§ DATASET CONTENT
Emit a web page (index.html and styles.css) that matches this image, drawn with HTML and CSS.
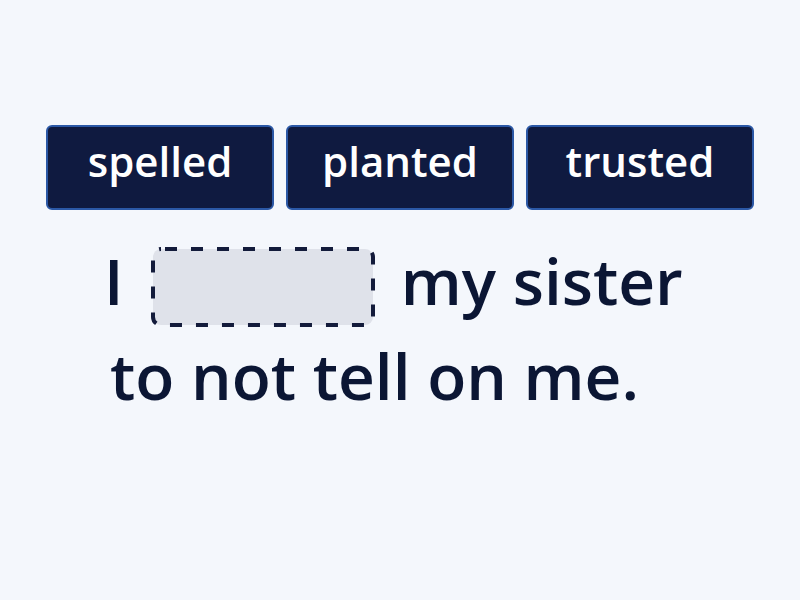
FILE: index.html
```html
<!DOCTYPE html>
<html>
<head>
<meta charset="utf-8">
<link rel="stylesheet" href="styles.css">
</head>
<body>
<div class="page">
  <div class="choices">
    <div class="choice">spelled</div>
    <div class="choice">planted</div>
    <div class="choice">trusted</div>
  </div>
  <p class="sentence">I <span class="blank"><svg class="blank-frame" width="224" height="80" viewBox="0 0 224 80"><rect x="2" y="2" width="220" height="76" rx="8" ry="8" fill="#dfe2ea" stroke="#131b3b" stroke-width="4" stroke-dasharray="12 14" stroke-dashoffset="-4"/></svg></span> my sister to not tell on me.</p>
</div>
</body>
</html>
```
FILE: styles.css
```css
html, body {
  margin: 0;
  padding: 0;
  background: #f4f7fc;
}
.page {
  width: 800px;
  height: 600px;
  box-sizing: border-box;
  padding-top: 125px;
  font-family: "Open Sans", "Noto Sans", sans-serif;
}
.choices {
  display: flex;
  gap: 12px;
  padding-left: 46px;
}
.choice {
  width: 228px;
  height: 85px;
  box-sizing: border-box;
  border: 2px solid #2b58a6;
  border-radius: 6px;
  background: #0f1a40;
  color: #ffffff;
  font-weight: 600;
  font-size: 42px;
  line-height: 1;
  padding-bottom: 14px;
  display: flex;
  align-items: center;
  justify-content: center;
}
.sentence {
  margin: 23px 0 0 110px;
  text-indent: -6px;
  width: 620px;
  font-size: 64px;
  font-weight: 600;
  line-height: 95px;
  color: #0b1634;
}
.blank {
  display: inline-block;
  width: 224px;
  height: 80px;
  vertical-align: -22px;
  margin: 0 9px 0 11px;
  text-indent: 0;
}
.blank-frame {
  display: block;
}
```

§ TASK REQUIREMENTS
Reproduce each line exactly as it appears, omitting the pictures.

§ SOLUTION FOR THIS EXERCISE
Emit a web page (index.html and styles.css) that matches this image, drawn with HTML and CSS.
FILE: index.html
```html
<!DOCTYPE html>
<html>
<head>
<meta charset="utf-8">
<link rel="stylesheet" href="styles.css">
</head>
<body>
<div class="page">
  <div class="choices">
    <div class="choice">spelled</div>
    <div class="choice">planted</div>
    <div class="choice">trusted</div>
  </div>
  <p class="sentence">I <span class="blank"><svg class="blank-frame" width="224" height="80" viewBox="0 0 224 80"><rect x="2" y="2" width="220" height="76" rx="8" ry="8" fill="#dfe2ea" stroke="#131b3b" stroke-width="4" stroke-dasharray="12 14" stroke-dashoffset="-4"/></svg></span> my sister to not tell on me.</p>
</div>
</body>
</html>
```
FILE: styles.css
```css
html, body {
  margin: 0;
  padding: 0;
  background: #f4f7fc;
}
.page {
  width: 800px;
  height: 600px;
  box-sizing: border-box;
  padding-top: 125px;
  font-family: "Open Sans", "Noto Sans", sans-serif;
}
.choices {
  display: flex;
  gap: 12px;
  padding-left: 46px;
}
.choice {
  width: 228px;
  height: 85px;
  box-sizing: border-box;
  border: 2px solid #2b58a6;
  border-radius: 6px;
  background: #0f1a40;
  color: #ffffff;
  font-weight: 600;
  font-size: 42px;
  line-height: 1;
  padding-bottom: 14px;
  display: flex;
  align-items: center;
  justify-content: center;
}
.sentence {
  margin: 23px 0 0 110px;
  text-indent: -6px;
  width: 620px;
  font-size: 64px;
  font-weight: 600;
  line-height: 95px;
  color: #0b1634;
}
.blank {
  display: inline-block;
  width: 224px;
  height: 80px;
  vertical-align: -22px;
  margin: 0 9px 0 11px;
  text-indent: 0;
}
.blank-frame {
  display: block;
}
```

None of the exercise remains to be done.